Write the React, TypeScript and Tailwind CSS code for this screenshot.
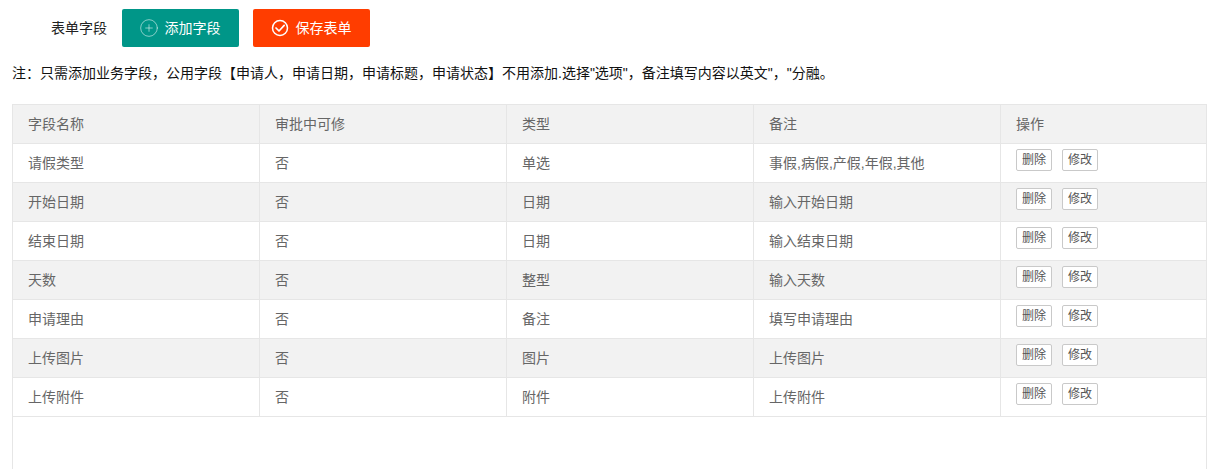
import { CirclePlus } from "lucide-react";

const rows = [
  ["请假类型", "否", "单选", "事假,病假,产假,年假,其他"],
  ["开始日期", "否", "日期", "输入开始日期"],
  ["结束日期", "否", "日期", "输入结束日期"],
  ["天数", "否", "整型", "输入天数"],
  ["申请理由", "否", "备注", "填写申请理由"],
  ["上传图片", "否", "图片", "上传图片"],
  ["上传附件", "否", "附件", "上传附件"],
];

const headers = ["字段名称", "审批中可修", "类型", "备注", "操作"];

// full-width colon and comma, written as escapes so they stay full-width
const note =
  '注\uFF1A只需添加业务字段\uFF0C公用字段【申请人\uFF0C申请日期\uFF0C申请标题\uFF0C申请状态】不用添加.选择"选项"\uFF0C备注填写内容以英文"\uFF0C"分融。';

const fontCls = "font-['Liberation_Sans','Noto_Sans_CJK_SC',sans-serif]";
const cellCls = "h-[39px] border border-[#e6e6e6] px-[15px] py-0 text-left align-middle font-normal";
const btnCls = "flex h-[38px] w-[117px] items-center justify-center gap-1.5 rounded-[2px] pr-0.5 text-sm text-white";
const miniCls = "h-[22px] w-9 rounded-[2px] border border-[#c9c9c9] bg-white text-xs text-[#555]";

function CheckCircle() {
  return (
    <svg width="20" height="20" viewBox="0 0 20 20" fill="none" stroke="currentColor" strokeWidth="1.5">
      <circle cx="10" cy="10" r="7.5" />
      <path d="M6 10l3 3 5.2-5.6" strokeWidth="1.7" strokeLinecap="round" strokeLinejoin="round" />
    </svg>
  );
}

export default function App() {
  return (
    <div className={`h-[469px] overflow-hidden bg-white ${fontCls}`}>
      <div className="flex items-center pl-[51px] pt-[9px]">
        <span className="w-[71px] text-sm text-[#222]">表单字段</span>
        <button className={`${btnCls} bg-[#009688]`}>
          <CirclePlus size={20} strokeWidth={0.9} className="text-white/70" />
          添加字段
        </button>
        <button className={`${btnCls} ml-[14px] bg-[#ff3d00]`}>
          <CheckCircle />
          保存表单
        </button>
      </div>

      <p className="mt-[16px] pl-3 text-sm leading-[20px] text-[#111]">{note}</p>

      <div className="ml-3 mt-[21px] h-[400px] w-[1195px] border-x border-[#e6e6e6]">
        <table className="-mx-px w-[1195px] table-fixed border-collapse text-sm text-[#666]">
          <colgroup>
            <col className="w-[247px]" />
            <col className="w-[247px]" />
            <col className="w-[247px]" />
            <col className="w-[247px]" />
            <col />
          </colgroup>
          <thead>
            <tr className="bg-[#f2f2f2]">
              {headers.map((h) => (
                <th key={h} className={cellCls}>
                  {h}
                </th>
              ))}
            </tr>
          </thead>
          <tbody>
            {rows.map((row, i) => (
              <tr key={row[0]} className={i % 2 === 1 ? "bg-[#f2f2f2]" : "bg-white"}>
                {row.map((c, j) => (
                  <td key={j} className={cellCls}>
                    {c}
                  </td>
                ))}
                <td className={cellCls}>
                  <div className="flex gap-[10px] pb-[6px]">
                    <button className={miniCls}>删除</button>
                    <button className={miniCls}>修改</button>
                  </div>
                </td>
              </tr>
            ))}
          </tbody>
        </table>
      </div>
    </div>
  );
}
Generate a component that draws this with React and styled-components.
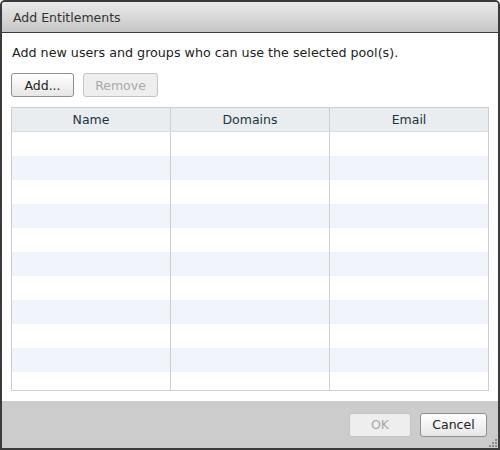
import React from "react"
import styled, { createGlobalStyle } from "styled-components"

const GlobalStyle = createGlobalStyle`
  html, body {
    margin: 0;
    padding: 0;
    background: #fff;
  }
  body {
    font-family: "DejaVu Sans", Verdana, sans-serif;
    font-size: 12px;
    color: #222;
  }
`

const columns = ["Name", "Domains", "Email"]
const rows = Array.from({ length: 11 })

const App = () => {
  return (
    <>
      <GlobalStyle />
      <Dialog>
        <TitleBar>Add Entitlements</TitleBar>
        <Body>
          <Description>Add new users and groups who can use the selected pool(s).</Description>
          <Toolbar>
            <Button $width={63}>Add...</Button>
            <Button disabled $width={75}>Remove</Button>
          </Toolbar>
          <Table>
            <HeaderRow>
              {columns.map((c) => (
                <HeaderCell key={c}>{c}</HeaderCell>
              ))}
            </HeaderRow>
            <RowList>
              {rows.map((_, i) => (
                <Row key={i} $striped={i % 2 === 1}>
                  {columns.map((c) => (
                    <Cell key={c} />
                  ))}
                </Row>
              ))}
            </RowList>
          </Table>
        </Body>
        <Footer>
          <Button disabled $width={62}>OK</Button>
          <Button $width={67}>Cancel</Button>
          <Grip width="10" height="10" viewBox="0 0 10 10">
            <rect x="7" y="1" width="2" height="2" fill="#8a8a8a" />
            <rect x="4" y="4" width="2" height="2" fill="#8a8a8a" />
            <rect x="7" y="4" width="2" height="2" fill="#8a8a8a" />
            <rect x="1" y="7" width="2" height="2" fill="#8a8a8a" />
            <rect x="4" y="7" width="2" height="2" fill="#8a8a8a" />
            <rect x="7" y="7" width="2" height="2" fill="#8a8a8a" />
          </Grip>
        </Footer>
      </Dialog>
    </>
  )
}

export default App

const Dialog = styled.div`
  position: relative;
  box-sizing: border-box;
  width: 500px;
  height: 450px;
  display: flex;
  flex-direction: column;
  border: 2px solid #3b3b3b;
  border-radius: 5px 5px 0 0;
  background: #fff;
  overflow: hidden;
`

const TitleBar = styled.div`
  height: 30px;
  flex: none;
  display: flex;
  align-items: center;
  padding-left: 11px;
  background: linear-gradient(#eaeaea, #c6c6c6);
  border-bottom: 1px solid #3b3b3b;
  color: #333;
  font-size: 12.5px;
`

const Body = styled.div`
  flex: 1;
  display: flex;
  flex-direction: column;
  padding: 0 9px 10px;
  min-height: 0;
`

const Description = styled.div`
  padding: 11px 1px 0 1px;
  height: 18px;
  line-height: 18px;
  font-size: 12.7px;
  color: #222;
`

const Toolbar = styled.div`
  display: flex;
  gap: 9px;
  margin-top: 11px;
`

const Button = styled.button`
  box-sizing: border-box;
  height: 24px;
  width: ${(p) => (p.$width ? `${p.$width}px` : "auto")};
  padding: 0;
  font-family: "DejaVu Sans", Verdana, sans-serif;
  font-size: 12.5px;
  color: ${(p) => (p.disabled ? "#a9a9a9" : "#222")};
  background: ${(p) =>
    p.disabled ? "#eeeeee" : "linear-gradient(#ffffff, #e6e6e6)"};
  border: 1px solid ${(p) => (p.disabled ? "#c4c4c4" : "#8f8f8f")};
  border-radius: 3px;
`

const Table = styled.div`
  flex: 1;
  margin-top: 10px;
  display: flex;
  flex-direction: column;
  border: 1px solid #cfcfcf;
  min-height: 0;
  overflow: hidden;
`

const HeaderRow = styled.div`
  display: grid;
  grid-template-columns: 158px 159px 1fr;
  height: 23px;
  flex: none;
  background: #e9edf0;
  border-bottom: 1px solid #d8dcdf;
`

const HeaderCell = styled.div`
  display: flex;
  align-items: center;
  justify-content: center;
  font-size: 12.5px;
  color: #1d3440;
  border-left: 1px solid #cfcfcf;
  &:first-child {
    border-left: none;
  }
`

const RowList = styled.div`
  flex: 1;
  overflow: hidden;
`

const Row = styled.div`
  display: grid;
  grid-template-columns: 158px 159px 1fr;
  height: 24px;
  background: ${(p) => (p.$striped ? "#f1f5fb" : "#ffffff")};
`

const Cell = styled.div`
  border-left: 1px solid #cfcfcf;
  &:first-child {
    border-left: none;
  }
`

const Footer = styled.div`
  height: 47px;
  flex: none;
  display: flex;
  align-items: center;
  justify-content: flex-end;
  gap: 9px;
  padding-right: 11px;
  background: #cccccc;
`

const Grip = styled.svg`
  position: absolute;
  right: 0;
  bottom: 0;
`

§ Aim of the exercise
Go through the records above, find every line with the word "components", and list those lines.

§ Answer for the task
Generate a component that draws this with React and styled-components.
import styled, { createGlobalStyle } from "styled-components"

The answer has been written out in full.